Division One 1998 - Charlton 4 Sunderland 4 (aet) Charlton won 7-6 on penalties
The pick of the bunch has to be Charlton's epic 7-6 penalty shoot-out success over Sunderland at Wembley.
Without researching it is difficult to remember who scored Charlton's winning penalty, but it is fair to say everyone remembers Michael Gray unfortunately missing The Black Cats' last spot-kick that put The Addicks in the Premier League.
Niall Quinn's second of the game meant Sunderland were just five minutes from promotion until Richard Rufus sent the game into extra-time.
The North East side regained their lead through Nicky Summerbee, but Clive Mendonca's completed his hat-trick on 103 minutes to send the contest to a dreaded shoot-out.
After some research, it was Shaun Newton who put The Addicks 7-6 up, but they needed Gray's miss to spark scenes of joy from Alan Curbishley's side in the Wembley sun.
The first team promoted to the top-flight via the play-offs was Middlesbrough in 1988 when they defeated Chelsea over two legs.
The old system meant the team finishing in 18th in the top-flight would be involved in the play-offs - which at the time was Chelsea.
In the semi-finals, Chelsea beat Blackburn 6-1 on aggregate, whilst Boro overcame Bradford City 4-1.
Then it was to Ayresome Park for the first leg and Boro shocked their top-flight counterparts with a 2-0 win as Trevor Senior and Bernie Slaven found the net.
In the return leg, Chelsea's Gordon Durie pulled one back for the home side but it was not enough as Bruce Rioch's side held on to seal their second successive promotion - coming just two-years after going bankrupt and being relegated to the Third Division.
1999 - Man City 2 Gillingham 2 (aet) City won 3-1 on penalties
"Come on Blues, we can still win this," screamed an isolated positive voice as all around us dejected fans headed for the exits.

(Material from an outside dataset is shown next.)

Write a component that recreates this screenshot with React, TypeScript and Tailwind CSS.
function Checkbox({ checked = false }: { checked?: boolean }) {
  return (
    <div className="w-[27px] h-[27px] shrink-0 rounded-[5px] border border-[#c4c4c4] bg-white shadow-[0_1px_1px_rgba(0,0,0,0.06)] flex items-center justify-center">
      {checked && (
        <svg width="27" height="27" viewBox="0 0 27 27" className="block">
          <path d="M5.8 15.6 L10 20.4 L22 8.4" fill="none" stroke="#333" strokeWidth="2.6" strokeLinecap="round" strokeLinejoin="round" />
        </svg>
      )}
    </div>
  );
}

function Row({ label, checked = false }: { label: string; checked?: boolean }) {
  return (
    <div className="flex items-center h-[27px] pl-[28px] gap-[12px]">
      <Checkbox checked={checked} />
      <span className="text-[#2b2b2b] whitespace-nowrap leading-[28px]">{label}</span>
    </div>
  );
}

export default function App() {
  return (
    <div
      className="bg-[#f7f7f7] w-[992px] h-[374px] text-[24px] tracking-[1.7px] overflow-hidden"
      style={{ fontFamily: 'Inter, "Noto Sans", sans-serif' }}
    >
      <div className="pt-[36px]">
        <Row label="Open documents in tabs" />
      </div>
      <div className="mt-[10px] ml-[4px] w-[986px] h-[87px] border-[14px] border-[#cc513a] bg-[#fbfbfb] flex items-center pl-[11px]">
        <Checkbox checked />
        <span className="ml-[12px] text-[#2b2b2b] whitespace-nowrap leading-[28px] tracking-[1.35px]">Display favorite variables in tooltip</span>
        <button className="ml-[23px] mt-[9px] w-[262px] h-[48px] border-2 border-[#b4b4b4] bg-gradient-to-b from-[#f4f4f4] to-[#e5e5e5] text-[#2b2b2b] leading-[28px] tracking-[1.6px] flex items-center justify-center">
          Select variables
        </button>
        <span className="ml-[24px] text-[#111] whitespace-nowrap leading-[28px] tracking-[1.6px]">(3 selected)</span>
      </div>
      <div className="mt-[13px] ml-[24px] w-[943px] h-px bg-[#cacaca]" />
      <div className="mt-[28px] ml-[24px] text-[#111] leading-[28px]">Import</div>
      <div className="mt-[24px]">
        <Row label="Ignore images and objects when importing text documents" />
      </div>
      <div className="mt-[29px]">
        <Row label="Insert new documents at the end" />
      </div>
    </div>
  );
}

It was the 89th minute and City had just conceded goals to Gillingham's Carl Asaba and Robert Taylor. Another season in the third division beckoned.
Just four days after the horror of watching United score two goals in the last minute to win the European Cup, City found themselves in the position of needing to match that feat just to salvage a draw they scarcely deserved.

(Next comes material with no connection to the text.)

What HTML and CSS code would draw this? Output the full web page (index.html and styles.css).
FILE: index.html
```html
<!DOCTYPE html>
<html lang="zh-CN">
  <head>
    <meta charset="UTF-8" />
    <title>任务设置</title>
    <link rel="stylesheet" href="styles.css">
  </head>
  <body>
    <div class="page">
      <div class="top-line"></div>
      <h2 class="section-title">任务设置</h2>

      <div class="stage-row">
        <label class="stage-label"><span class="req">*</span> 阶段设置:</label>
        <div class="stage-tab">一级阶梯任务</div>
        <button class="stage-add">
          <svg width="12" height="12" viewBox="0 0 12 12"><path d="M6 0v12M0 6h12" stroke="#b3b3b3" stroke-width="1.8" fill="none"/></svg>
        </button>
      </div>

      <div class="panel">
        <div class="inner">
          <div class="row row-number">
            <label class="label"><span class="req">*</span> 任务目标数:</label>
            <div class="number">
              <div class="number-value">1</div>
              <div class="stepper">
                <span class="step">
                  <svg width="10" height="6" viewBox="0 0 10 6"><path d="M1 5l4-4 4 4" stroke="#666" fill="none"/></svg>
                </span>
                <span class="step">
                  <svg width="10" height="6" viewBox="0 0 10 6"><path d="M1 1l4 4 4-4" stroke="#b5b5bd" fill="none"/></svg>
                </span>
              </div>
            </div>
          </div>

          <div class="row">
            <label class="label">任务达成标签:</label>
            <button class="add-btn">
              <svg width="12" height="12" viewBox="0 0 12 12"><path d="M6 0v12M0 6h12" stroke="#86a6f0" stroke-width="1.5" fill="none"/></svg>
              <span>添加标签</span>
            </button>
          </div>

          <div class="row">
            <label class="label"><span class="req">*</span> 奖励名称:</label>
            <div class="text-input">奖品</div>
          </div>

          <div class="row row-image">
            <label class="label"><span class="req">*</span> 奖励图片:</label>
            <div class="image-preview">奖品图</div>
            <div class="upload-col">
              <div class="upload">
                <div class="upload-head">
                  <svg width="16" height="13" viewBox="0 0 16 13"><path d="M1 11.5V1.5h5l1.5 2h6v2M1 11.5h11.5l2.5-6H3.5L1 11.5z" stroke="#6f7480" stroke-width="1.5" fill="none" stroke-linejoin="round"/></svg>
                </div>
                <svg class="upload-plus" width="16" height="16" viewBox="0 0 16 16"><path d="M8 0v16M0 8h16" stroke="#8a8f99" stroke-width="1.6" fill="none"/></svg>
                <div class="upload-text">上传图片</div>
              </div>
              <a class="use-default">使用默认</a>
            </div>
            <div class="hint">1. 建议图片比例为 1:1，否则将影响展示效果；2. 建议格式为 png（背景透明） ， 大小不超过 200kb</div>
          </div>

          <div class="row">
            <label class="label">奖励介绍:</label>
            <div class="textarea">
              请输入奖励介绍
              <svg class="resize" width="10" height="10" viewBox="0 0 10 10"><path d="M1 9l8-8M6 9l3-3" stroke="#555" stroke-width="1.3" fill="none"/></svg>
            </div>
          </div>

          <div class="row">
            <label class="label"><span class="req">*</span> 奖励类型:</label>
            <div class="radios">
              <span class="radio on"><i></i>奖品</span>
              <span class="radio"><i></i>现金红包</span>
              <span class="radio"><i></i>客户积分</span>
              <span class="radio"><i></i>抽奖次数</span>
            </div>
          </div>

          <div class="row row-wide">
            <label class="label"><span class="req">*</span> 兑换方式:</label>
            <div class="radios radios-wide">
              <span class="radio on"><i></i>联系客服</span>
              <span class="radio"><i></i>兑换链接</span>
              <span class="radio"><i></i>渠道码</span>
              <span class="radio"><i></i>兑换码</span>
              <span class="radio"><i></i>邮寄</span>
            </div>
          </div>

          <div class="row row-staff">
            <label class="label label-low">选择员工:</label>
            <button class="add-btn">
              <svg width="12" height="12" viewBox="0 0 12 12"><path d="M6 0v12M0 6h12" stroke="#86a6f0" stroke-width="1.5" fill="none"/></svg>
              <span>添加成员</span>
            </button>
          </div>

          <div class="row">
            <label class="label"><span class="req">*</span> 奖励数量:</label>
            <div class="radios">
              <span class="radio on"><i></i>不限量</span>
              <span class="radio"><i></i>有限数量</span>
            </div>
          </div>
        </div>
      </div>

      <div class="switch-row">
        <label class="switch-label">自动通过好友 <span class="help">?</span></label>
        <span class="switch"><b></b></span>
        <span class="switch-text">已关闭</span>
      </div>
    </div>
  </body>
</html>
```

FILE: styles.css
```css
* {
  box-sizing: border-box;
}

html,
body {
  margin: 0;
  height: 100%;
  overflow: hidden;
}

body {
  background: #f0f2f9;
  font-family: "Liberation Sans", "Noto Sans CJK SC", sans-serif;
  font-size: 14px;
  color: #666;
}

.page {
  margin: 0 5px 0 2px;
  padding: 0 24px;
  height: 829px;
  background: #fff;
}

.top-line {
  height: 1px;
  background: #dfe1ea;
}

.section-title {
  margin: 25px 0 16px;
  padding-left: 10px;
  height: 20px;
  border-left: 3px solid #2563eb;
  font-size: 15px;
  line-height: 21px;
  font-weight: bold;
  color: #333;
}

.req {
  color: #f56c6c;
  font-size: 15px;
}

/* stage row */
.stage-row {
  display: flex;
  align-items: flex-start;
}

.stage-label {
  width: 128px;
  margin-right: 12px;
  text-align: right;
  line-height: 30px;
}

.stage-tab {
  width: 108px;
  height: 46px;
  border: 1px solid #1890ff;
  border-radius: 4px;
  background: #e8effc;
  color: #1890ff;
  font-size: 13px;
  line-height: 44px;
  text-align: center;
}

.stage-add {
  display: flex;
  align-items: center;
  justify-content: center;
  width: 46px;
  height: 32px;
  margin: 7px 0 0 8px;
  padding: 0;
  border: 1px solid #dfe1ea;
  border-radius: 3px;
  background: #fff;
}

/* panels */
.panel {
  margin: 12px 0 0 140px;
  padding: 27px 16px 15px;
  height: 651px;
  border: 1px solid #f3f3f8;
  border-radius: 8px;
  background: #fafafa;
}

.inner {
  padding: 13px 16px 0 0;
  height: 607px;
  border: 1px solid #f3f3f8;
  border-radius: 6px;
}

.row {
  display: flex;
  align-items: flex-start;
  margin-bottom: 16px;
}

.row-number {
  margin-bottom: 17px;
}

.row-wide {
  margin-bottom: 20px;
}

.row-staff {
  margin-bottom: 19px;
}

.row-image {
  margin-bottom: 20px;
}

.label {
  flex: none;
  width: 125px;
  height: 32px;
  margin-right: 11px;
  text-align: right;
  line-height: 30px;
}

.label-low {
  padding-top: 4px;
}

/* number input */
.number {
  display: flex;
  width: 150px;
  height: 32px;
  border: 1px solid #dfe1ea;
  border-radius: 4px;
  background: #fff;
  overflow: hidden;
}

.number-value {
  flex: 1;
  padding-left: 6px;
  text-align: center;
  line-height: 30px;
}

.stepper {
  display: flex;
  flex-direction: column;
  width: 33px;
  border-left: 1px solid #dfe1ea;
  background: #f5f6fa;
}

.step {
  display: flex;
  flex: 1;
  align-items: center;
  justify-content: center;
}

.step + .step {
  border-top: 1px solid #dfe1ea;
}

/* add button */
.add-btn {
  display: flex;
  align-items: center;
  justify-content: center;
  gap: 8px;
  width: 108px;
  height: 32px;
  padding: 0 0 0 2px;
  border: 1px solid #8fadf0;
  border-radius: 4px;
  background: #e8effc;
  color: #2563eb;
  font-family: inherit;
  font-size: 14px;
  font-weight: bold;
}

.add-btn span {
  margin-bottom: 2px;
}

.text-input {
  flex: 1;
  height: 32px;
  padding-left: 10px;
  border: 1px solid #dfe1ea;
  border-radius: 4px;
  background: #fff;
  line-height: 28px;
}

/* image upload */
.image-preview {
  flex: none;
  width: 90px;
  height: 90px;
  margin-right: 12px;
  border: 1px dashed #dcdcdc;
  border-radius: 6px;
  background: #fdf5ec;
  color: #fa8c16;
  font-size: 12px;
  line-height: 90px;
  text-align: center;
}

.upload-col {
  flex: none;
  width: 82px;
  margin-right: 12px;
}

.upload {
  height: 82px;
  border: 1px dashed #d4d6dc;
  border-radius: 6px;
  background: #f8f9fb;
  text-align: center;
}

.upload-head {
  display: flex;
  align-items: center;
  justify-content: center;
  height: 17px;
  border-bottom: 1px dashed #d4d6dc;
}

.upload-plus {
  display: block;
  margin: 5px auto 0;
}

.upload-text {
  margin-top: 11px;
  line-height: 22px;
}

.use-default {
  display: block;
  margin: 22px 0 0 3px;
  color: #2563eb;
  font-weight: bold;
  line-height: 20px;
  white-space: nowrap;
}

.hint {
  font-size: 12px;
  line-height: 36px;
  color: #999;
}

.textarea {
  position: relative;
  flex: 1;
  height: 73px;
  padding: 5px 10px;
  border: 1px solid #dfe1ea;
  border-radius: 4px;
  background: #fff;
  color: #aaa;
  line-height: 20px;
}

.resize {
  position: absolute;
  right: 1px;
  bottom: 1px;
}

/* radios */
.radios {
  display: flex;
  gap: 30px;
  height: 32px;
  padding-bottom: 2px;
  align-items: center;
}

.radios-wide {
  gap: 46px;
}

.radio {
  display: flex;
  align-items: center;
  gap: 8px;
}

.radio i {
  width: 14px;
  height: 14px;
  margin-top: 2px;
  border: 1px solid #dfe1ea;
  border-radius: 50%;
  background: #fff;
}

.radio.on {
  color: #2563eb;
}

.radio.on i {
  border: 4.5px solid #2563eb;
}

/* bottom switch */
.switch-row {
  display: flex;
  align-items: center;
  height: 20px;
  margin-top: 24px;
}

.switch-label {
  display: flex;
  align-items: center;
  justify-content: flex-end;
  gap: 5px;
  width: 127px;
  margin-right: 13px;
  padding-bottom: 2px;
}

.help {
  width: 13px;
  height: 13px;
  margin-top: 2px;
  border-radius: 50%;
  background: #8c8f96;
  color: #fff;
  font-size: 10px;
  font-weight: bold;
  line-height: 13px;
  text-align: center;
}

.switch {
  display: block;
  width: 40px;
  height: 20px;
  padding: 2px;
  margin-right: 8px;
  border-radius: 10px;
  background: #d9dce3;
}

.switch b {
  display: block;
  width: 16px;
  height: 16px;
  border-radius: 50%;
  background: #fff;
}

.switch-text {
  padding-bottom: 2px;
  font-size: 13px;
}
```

Yet, remarkably, that one positive voice was right. Kevin Horlock slammed in a shot from 20 yards to vague cheers and a chorus of 'typical city' that could be heard on the Bakerloo Line. Then in the 94th minute the ball dropped kindly to Paul Dickov in the area and his rising shot nicked off a defender and beat Vince Bartram. Bedlam.
Gillingham's players, who had been so looking forward to their first promotion to the second tier that their supporters were already celebrating wildly, were utterly broken.
The penalty shoot-out was a foregone conclusion. The Gills couldn't see Nick Weaver's goal for the tears in their eyes, and even Richard Edghill scored. It was our day, but I'm still not sure how or why.
Having spent a year haunted by nightmares of Paul Dickov, Gillingham's return to Wembley offered both players and fans the chance of redemption.
The Gills had gone a lifetime without coming close to the Twin Towers, however suddenly we were treated to two visits in two seasons - and after the heartache of the penalty defeat to Manchester City in 1999, having led 2-0, the club made no mistake against Wigan.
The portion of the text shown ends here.